Odd Future cohort Earl Sweatshirt can be forgiven for his claustrophobic album title. At only 16, he was plucked from his budding rap career by his mother, responding to his drug use and poor grades, and sent to a reform school in Samoa. Since returning, he’s talked about having a tumultuous time partying on tour and struggling to get his life and health back. The result of all that back and forth is I Don't Like Shit, I Don't Go Outside, and album that doubles down on the grim paranoia set forth by his last album, the excellent Doris. Earl has a way of expressing his pain honestly while keeping his rhymes engaging instead of seeming like a diary pour—“ Picked the road that got twists/I'm holding my dick and playing cautious,” he says on “Mantra.” On the grim “Faucet,” he raps about not knowing where to call home and who to call a friend (“I feel like I'm the only one pressin' to grow upwards”). The stunning “Grief” offers imagery of Earl facing panic attacks, grabbing for the Xanax bottle and reminiscing about drugs and girls on tour over a murky beat but ultimately coming out of the haze, finishing off with the lines, “I just want my time and my mind intact/When they both gone, you can't buy ’em back.” I Don’t Go Outside is focused nearly to a fault, but in keeping the album as variations on a theme, it helps further establish Earl as a compelling character—the tortured wayward son, reveling in and revolted by his own hedonism—crafting a potent statement in the process.
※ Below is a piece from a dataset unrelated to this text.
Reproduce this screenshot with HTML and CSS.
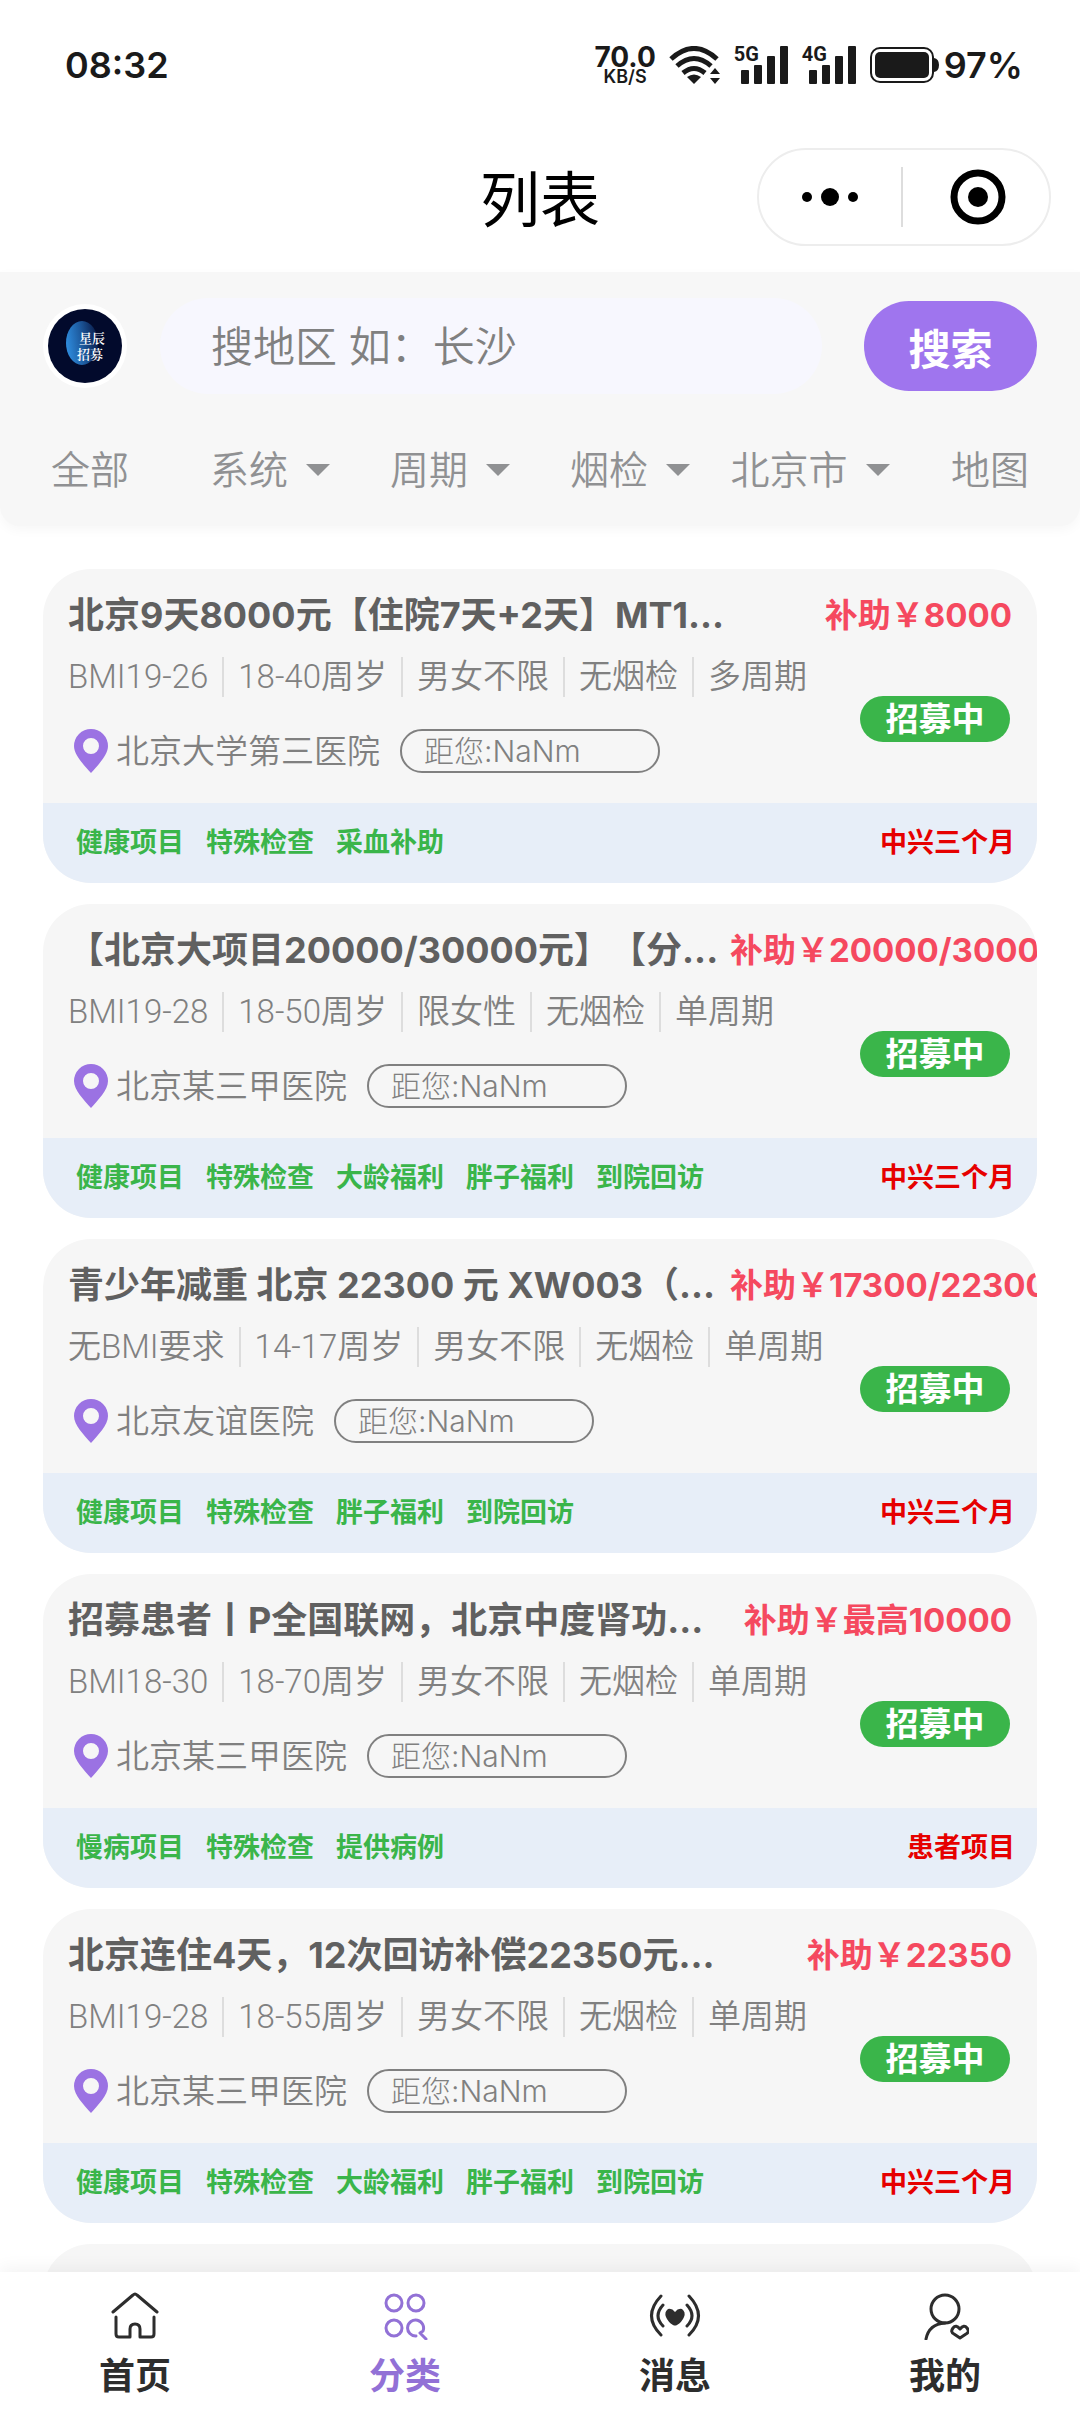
FILE: index.html
```html
<!DOCTYPE html>
<html lang="zh-CN">
<head>
<meta charset="utf-8">
<meta name="viewport" content="width=device-width, initial-scale=1">
<title>列表</title>
<link rel="stylesheet" href="styles.css">
</head>
<body>
<div class="app">
  <header class="top">
    <div class="statusbar">
      <time class="clock">08:32</time>
      <div class="indicators">
        <div class="speed"><b>70.0</b><span>KB/S</span></div>
        <svg class="wifi" width="52" height="38" viewBox="0 0 52 38" fill="none" stroke="#1a1a1a" stroke-width="5">
          <path d="M2 13Q25-8 48 13M8 20Q25 5 42 20M14 27Q25 18 36 27"/>
          <path d="M18 31Q25 26 32 31L25 38Z" fill="#1a1a1a" stroke="none"/>
          <path d="M41 28L46 22L51 28ZM41 32L46 38L51 32Z" fill="#1a1a1a" stroke="none"/>
        </svg>
        <div class="signal"><span class="net">5G</span>
          <svg width="48" height="38" viewBox="0 0 48 38" fill="#1a1a1a"><rect y="24" width="8" height="14" rx="1"/><rect x="13" y="19" width="8" height="19" rx="1"/><rect x="26" y="10" width="8" height="28" rx="1"/><rect x="39" y="0" width="8" height="38" rx="1"/></svg>
        </div>
        <div class="signal"><span class="net">4G</span>
          <svg width="48" height="38" viewBox="0 0 48 38" fill="#1a1a1a"><rect y="24" width="8" height="14" rx="1"/><rect x="13" y="19" width="8" height="19" rx="1"/><rect x="26" y="10" width="8" height="28" rx="1"/><rect x="39" y="0" width="8" height="38" rx="1"/></svg>
        </div>
        <svg class="battery" width="69" height="36" viewBox="0 0 69 36"><rect x="1" y="1" width="62" height="34" rx="9" fill="none" stroke="#1a1a1a" stroke-width="2"/><rect x="5" y="5" width="54" height="26" rx="5" fill="#1a1a1a"/><path d="M64 11Q69 12 69 18Q69 24 64 25Z" fill="#1a1a1a"/></svg>
        <span class="percent">97%</span>
      </div>
    </div>
    <div class="navbar">
      <h1>列表</h1>
      <div class="capsule">
        <button type="button" aria-label="更多"><svg width="58" height="20" viewBox="0 0 58 20"><circle cx="6" cy="10" r="5"/><circle cx="29" cy="10" r="9"/><circle cx="52" cy="10" r="5"/></svg></button>
        <button type="button" aria-label="关闭"><svg width="56" height="56" viewBox="0 0 56 56"><circle cx="28" cy="28" r="24" fill="none" stroke="#000" stroke-width="7"/><circle cx="28" cy="28" r="10"/></svg></button>
      </div>
    </div>
  </header>

  <section class="filters">
    <form class="search">
      <svg class="avatar" width="84" height="84" viewBox="0 0 84 84" role="img" aria-label="星辰招募">
        <defs><linearGradient id="planet" x1="0" y1="0.6" x2="1" y2="0.4"><stop offset="0" stop-color="#2f8ee0"/><stop offset="0.5" stop-color="#1d5a9e"/><stop offset="1" stop-color="#0a1c4a"/></linearGradient></defs>
        <circle cx="42" cy="42" r="42" fill="#fff"/>
        <circle cx="42" cy="42" r="37" fill="#020a2c"/>
        <ellipse cx="39" cy="39" rx="16" ry="22" fill="url(#planet)"/>
        <text x="36" y="39">星辰</text><text x="34" y="55">招募</text>
      </svg>
      <input type="text" aria-label="搜地区" placeholder="搜地区 如：长沙">
      <button type="button">搜索</button>
    </form>
    <nav class="tabs">
      <button type="button">全部</button>
      <button type="button" class="drop">系统</button>
      <button type="button" class="drop">周期</button>
      <button type="button" class="drop">烟检</button>
      <button type="button" class="drop">北京市</button>
      <button type="button">地图</button>
    </nav>
  </section>

  <main class="list">
    <article class="card">
      <div class="body">
        <div class="head"><h2>北京9天8000元【住院7天+2天】MT1...</h2><strong class="price">补助￥8000</strong></div>
        <div class="info">
          <ul class="facts"><li>BMI19-26</li><li>18-40周岁</li><li>男女不限</li><li>无烟检</li><li>多周期</li></ul>
          <div class="place"><svg class="pin" viewBox="0 0 34 44"><path fill-rule="evenodd" d="M17 0A17 17 0 0 0 0 17C0 26 10 36 17 44C24 36 34 26 34 17A17 17 0 0 0 17 0ZM17 9A8 8 0 1 1 17 25A8 8 0 1 1 17 9Z"/></svg><span>北京大学第三医院</span><span class="distance">距您:NaNm</span></div>
          <span class="state">招募中</span>
        </div>
      </div>
      <div class="foot"><ul class="tags"><li>健康项目</li><li>特殊检查</li><li>采血补助</li></ul><span class="period">中兴三个月</span></div>
    </article>

    <article class="card">
      <div class="body">
        <div class="head"><h2>【北京大项目20000/30000元】【分...</h2><strong class="price">补助￥20000/30000</strong></div>
        <div class="info">
          <ul class="facts"><li>BMI19-28</li><li>18-50周岁</li><li>限女性</li><li>无烟检</li><li>单周期</li></ul>
          <div class="place"><svg class="pin" viewBox="0 0 34 44"><path fill-rule="evenodd" d="M17 0A17 17 0 0 0 0 17C0 26 10 36 17 44C24 36 34 26 34 17A17 17 0 0 0 17 0ZM17 9A8 8 0 1 1 17 25A8 8 0 1 1 17 9Z"/></svg><span>北京某三甲医院</span><span class="distance">距您:NaNm</span></div>
          <span class="state">招募中</span>
        </div>
      </div>
      <div class="foot"><ul class="tags"><li>健康项目</li><li>特殊检查</li><li>大龄福利</li><li>胖子福利</li><li>到院回访</li></ul><span class="period">中兴三个月</span></div>
    </article>

    <article class="card">
      <div class="body">
        <div class="head"><h2>青少年减重 北京 22300 元 XW003（...</h2><strong class="price">补助￥17300/22300</strong></div>
        <div class="info">
          <ul class="facts"><li>无BMI要求</li><li>14-17周岁</li><li>男女不限</li><li>无烟检</li><li>单周期</li></ul>
          <div class="place"><svg class="pin" viewBox="0 0 34 44"><path fill-rule="evenodd" d="M17 0A17 17 0 0 0 0 17C0 26 10 36 17 44C24 36 34 26 34 17A17 17 0 0 0 17 0ZM17 9A8 8 0 1 1 17 25A8 8 0 1 1 17 9Z"/></svg><span>北京友谊医院</span><span class="distance">距您:NaNm</span></div>
          <span class="state">招募中</span>
        </div>
      </div>
      <div class="foot"><ul class="tags"><li>健康项目</li><li>特殊检查</li><li>胖子福利</li><li>到院回访</li></ul><span class="period">中兴三个月</span></div>
    </article>

    <article class="card">
      <div class="body">
        <div class="head"><h2>招募患者丨P全国联网，北京中度肾功...</h2><strong class="price">补助￥最高10000</strong></div>
        <div class="info">
          <ul class="facts"><li>BMI18-30</li><li>18-70周岁</li><li>男女不限</li><li>无烟检</li><li>单周期</li></ul>
          <div class="place"><svg class="pin" viewBox="0 0 34 44"><path fill-rule="evenodd" d="M17 0A17 17 0 0 0 0 17C0 26 10 36 17 44C24 36 34 26 34 17A17 17 0 0 0 17 0ZM17 9A8 8 0 1 1 17 25A8 8 0 1 1 17 9Z"/></svg><span>北京某三甲医院</span><span class="distance">距您:NaNm</span></div>
          <span class="state">招募中</span>
        </div>
      </div>
      <div class="foot"><ul class="tags"><li>慢病项目</li><li>特殊检查</li><li>提供病例</li></ul><span class="period">患者项目</span></div>
    </article>

    <article class="card">
      <div class="body">
        <div class="head"><h2>北京连住4天，12次回访补偿22350元...</h2><strong class="price">补助￥22350</strong></div>
        <div class="info">
          <ul class="facts"><li>BMI19-28</li><li>18-55周岁</li><li>男女不限</li><li>无烟检</li><li>单周期</li></ul>
          <div class="place"><svg class="pin" viewBox="0 0 34 44"><path fill-rule="evenodd" d="M17 0A17 17 0 0 0 0 17C0 26 10 36 17 44C24 36 34 26 34 17A17 17 0 0 0 17 0ZM17 9A8 8 0 1 1 17 25A8 8 0 1 1 17 9Z"/></svg><span>北京某三甲医院</span><span class="distance">距您:NaNm</span></div>
          <span class="state">招募中</span>
        </div>
      </div>
      <div class="foot"><ul class="tags"><li>健康项目</li><li>特殊检查</li><li>大龄福利</li><li>胖子福利</li><li>到院回访</li></ul><span class="period">中兴三个月</span></div>
    </article>

    <article class="card">
      <div class="body"></div>
    </article>
  </main>

  <nav class="tabbar">
    <a href="#home"><svg viewBox="0 0 48 48"><path d="M2 20L22 3Q24 1 26 3L46 20M5 25V42Q5 45 8 45H19V37Q19 32 24 32Q29 32 29 37V45H40Q43 45 43 42V25"/></svg><span>首页</span></a>
    <a href="#category" class="active"><svg viewBox="0 0 48 48"><circle cx="13" cy="11" r="8"/><circle cx="35" cy="11" r="8"/><circle cx="13" cy="36" r="8"/><path d="M35 44A8 8 0 1 1 42 39L39 41L45 47"/></svg><span>分类</span></a>
    <a href="#message"><svg viewBox="0 0 52 48"><path d="M12 4Q-7 24 12 43M14 13Q4 24 14 34M40 4Q59 24 40 43M38 13Q48 24 38 34"/><path class="solid" d="M26 20Q29 16 33 17Q37 20 35 25Q33 30 28 33Q26 34 24 33Q19 30 17 25Q15 20 19 17Q23 16 26 20Z"/></svg><span>消息</span></a>
    <a href="#mine"><svg viewBox="0 0 48 48"><circle cx="24" cy="17" r="14"/><path d="M5 47Q8 32 24 31M39 37Q43 32 46 36Q49 40 45 42L39 46L33 42Q29 40 32 36Q35 32 39 37Z"/></svg><span>我的</span></a>
  </nav>
</div>
</body>
</html>
```
FILE: styles.css
```css
* { box-sizing: border-box; margin: 0; padding: 0; }

body {
  background: #fff;
  color: #808080;
  font-family: Inter, "Noto Sans CJK SC", sans-serif;
  text-spacing-trim: space-all;
}

button { border: 0; background: none; font: inherit; color: inherit; }
ul { list-style: none; }
svg { flex: none; display: block; }

.app { display: flex; flex-direction: column; height: 100vh; }

/* status bar and page title */
.statusbar {
  display: flex;
  align-items: center;
  justify-content: space-between;
  height: 130px;
  padding: 0 57px 0 65px;
  color: #1a1a1a;
}
.clock, .percent { font-size: 36px; font-weight: 600; line-height: 40px; }
.indicators { display: flex; align-items: center; gap: 13px; }
.speed { display: flex; flex-direction: column; align-items: center; }
.speed b { font-size: 28px; line-height: 24px; font-weight: 700; }
.speed span { font-size: 18px; line-height: 16px; font-weight: 600; }
.signal { position: relative; padding-left: 7px; }
.net { position: absolute; left: 0; top: 0; font: 700 20px/16px "Roboto", sans-serif; }
.percent { margin-left: -8px; }

.navbar {
  display: grid;
  grid-template-columns: 1fr auto 1fr;
  align-items: center;
  height: 142px;
  padding: 0 29px 8px;
}
.navbar h1 { grid-column: 2; padding-top: 6px; font-size: 60px; line-height: 80px; font-weight: 400; color: #000; }
.capsule {
  justify-self: end;
  display: flex;
  align-items: center;
  width: 294px;
  height: 98px;
  border: 2px solid #ededed;
  border-radius: 49px;
}
.capsule button { flex: 1; height: 60px; display: flex; align-items: center; justify-content: center; }
.capsule button + button { padding-left: 4px; border-left: 2px solid #ddd; }

/* search and filters */
.filters {
  padding: 26px 0 28px;
  background: #f7f7f7;
  border-radius: 0 0 20px 20px;
  box-shadow: 0 4px 12px #f7f7f7;
}
.search { display: flex; align-items: center; padding: 0 43px; }
.avatar text { fill: #fff; font: 600 13px "Noto Serif CJK SC", "Noto Sans CJK SC", serif; }
.search input {
  flex: 1;
  min-width: 0;
  height: 96px;
  margin: 0 42px 0 33px;
  padding: 0 51px;
  border: 0;
  border-radius: 48px;
  background: #f7f7fe;
  font: 350 42px/56px Inter, "Noto Sans CJK SC", sans-serif;
}
.search input::placeholder { color: #808080; opacity: 1; }
.search button {
  width: 173px;
  height: 90px;
  border-radius: 45px;
  background: #9f75ee;
  color: #fff;
  font-size: 42px;
  font-weight: 700;
}
.tabs { display: flex; padding-top: 48px; }
.tabs button {
  flex: 1;
  display: flex;
  align-items: center;
  justify-content: center;
  gap: 18px;
  font-size: 39px;
  line-height: 56px;
  font-weight: 350;
  color: #909193;
}
.drop::after {
  content: "";
  border: 12px solid transparent;
  border-top-color: #909193;
  border-bottom: 0;
}

/* project cards */
.list {
  flex: 1;
  min-height: 0;
  overflow: auto;
  scrollbar-width: none;
  display: flex;
  flex-direction: column;
  gap: 21px;
  padding: 43px 43px 21px;
}
.card { flex: none; overflow: hidden; border-radius: 48px; background: #f6f6f6; }
.body { min-height: 234px; padding: 24px 25px 0; }
.head { display: flex; align-items: center; height: 44px; white-space: nowrap; }
.head h2 { flex: 1; min-width: 0; font-size: 36px; line-height: 44px; font-weight: 700; color: #606060; }
.price { width: 282px; text-align: right; font-size: 33px; line-height: 44px; font-weight: 700; color: #f5495f; }
.info {
  display: grid;
  grid-template-columns: 1fr auto;
  align-items: center;
  padding-top: 20px;
}
.facts, .place { grid-column: 1; display: flex; align-items: center; font-size: 33px; font-weight: 350; line-height: 40px; white-space: nowrap; }
.facts { font-family: Roboto, "Noto Sans CJK SC", sans-serif; }
.facts li + li { margin-left: 14px; padding-left: 14px; border-left: 2px solid #ddd; }
.place { padding-top: 32px; }
.pin { width: 34px; height: 44px; margin: 0 8px 0 6px; fill: #9b72e3; }
.distance {
  width: 260px;
  height: 44px;
  margin-left: 20px;
  padding-left: 22px;
  border: 2px solid #808080;
  border-radius: 22px;
  font-size: 30px;
  font-weight: 300;
}
.state {
  grid-area: 1 / 2 / 3 / 3;
  width: 150px;
  margin: 8px 2px 0 0;
  border-radius: 23px;
  background: #3ab54a;
  color: #fff;
  text-align: center;
  font-size: 33px;
  line-height: 46px;
  font-weight: 700;
}
.foot {
  display: flex;
  align-items: center;
  justify-content: space-between;
  height: 80px;
  padding: 0 22px 0 33px;
  background: #e7eef8;
  font-size: 27px;
  font-weight: 700;
  line-height: 36px;
}
.tags { display: flex; gap: 22px; color: #3ab54a; }
.period { color: #e60000; }

/* bottom navigation */
.tabbar {
  position: relative;
  display: flex;
  height: 142px;
  padding-top: 20px;
  background: #fff;
  box-shadow: 0 -4px 16px #0000000d;
}
.tabbar a {
  flex: 1;
  display: flex;
  flex-direction: column;
  align-items: center;
  gap: 12px;
  color: #2d2d2d;
  text-decoration: none;
  font-size: 36px;
  font-weight: 600;
  line-height: 48px;
}
.tabbar a.active { color: #9271d6; }
.tabbar svg { height: 48px; fill: none; stroke: currentColor; stroke-width: 3; stroke-linecap: round; stroke-linejoin: round; }
.tabbar .solid { fill: currentColor; stroke: none; }
```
The distilled paranoia of I Don’t Like Shit, I Don’t Go Outside easily makes for one of the most memorable hip-hop albums of the year.
Katie Crutchfield’s Waxahatchee project has grown from the home recordings of a promising young singer/songwriter to the full-bodied sound we hear on Ivy Tripp. Over a river of fuzz and organ drone, Crutchfield sings more warmly and confidently than ever on opener “Breathless.” Lyrically she can be oblique on songs like “Poison” (“Your birthday party tongue dripping/You'll summarize/Travel the world ivy tripping”), but the scenes she paints are evocative nonetheless. She pushes her sound further into brightly hued Pavement-style indie rock on tracks like “Under a Rock” and ’80s college rock on “The Dirt” while expanding it with a simple electronic beat and catchy backup vocals on “La Loose.” But some of the most stirring moments on Ivy Tripp are its sparest, as she turns staring at the ceiling midday and turning over love and life choices into Ivy Tripp’s best track, “Stale By Noon,” singing over a simple organ lick. I wasn’t sold when I heard her last album, Cerulean Salt, but Ivy Tripp feels whittled down to perfection. It’s an impressive songwriting showcase for Crutchfield and a significant leap forward.
“Death With Dignity” opens Carrie & Lowell as a touching elegy to Sufjan Stevens’ mother, yet it also could describe his relationship to his own music. “I don’t know where to begin,” he sings, and “I’ve got nothing to prove” over a familiar bed of bluegrass-inspired folk. Stevens was like the A-plus student of indie pop, turning out album after album of perfectly manicured orchestral folk-pop, but I felt like he lost his way a bit with The BQE, an album and project that felt unwieldy, as well the hectic electro-folk of The Age of Adz. Carrie & Lowell, by comparison, is one of his most stripped-down albums to date. That’s not to say it doesn’t have his trademark fixation on detail— songs shift halfway through, like “Should Have Known Better’s” turn into stuttering, laptoppy acoustics and choral touches, or “Drawn to the Blood’s” extended string finale; “you checked your text while I masturbated,” he sings casually, telling a girl she looks like Poseidon in the sexually turbulent “All of Me Wants All of You.” Lyrically and musically, Stevens remains a curious tinkerer, but Carrie & Lowell never feels busy in the slightest. It’s an intensely focused work, one that places Stevens’ voice and songcraft over bells and whistles. Whereas locations and history seemed to hold Stevens’ interest in the past, here he’s death-obsessed (and still spiritual as ever). “Fourth of July” feels romantically morbid and carries the happy refrain “we’re all gonna die,” and on “The Only Thing,” he sounds stricken with grief to the point of barely being able to keep going on. Stevens’ way with language, drawing on mythology and Christian imagery, and ascendant voice keeps the songs from wallowing too deeply, even as they describe an immense sense of loss, allowing those moments when he does break—“No Shade in the Shadow of the Cross’” “Fuck me, I’m falling apart”—to land all the more effectively. Without the filter of a state’s history or the heavy religiosity of Seven Swans, Carrie & Lowell finds Stevens turning his studious eye inward to fully explore his own grief, and the results are never short of breathtaking.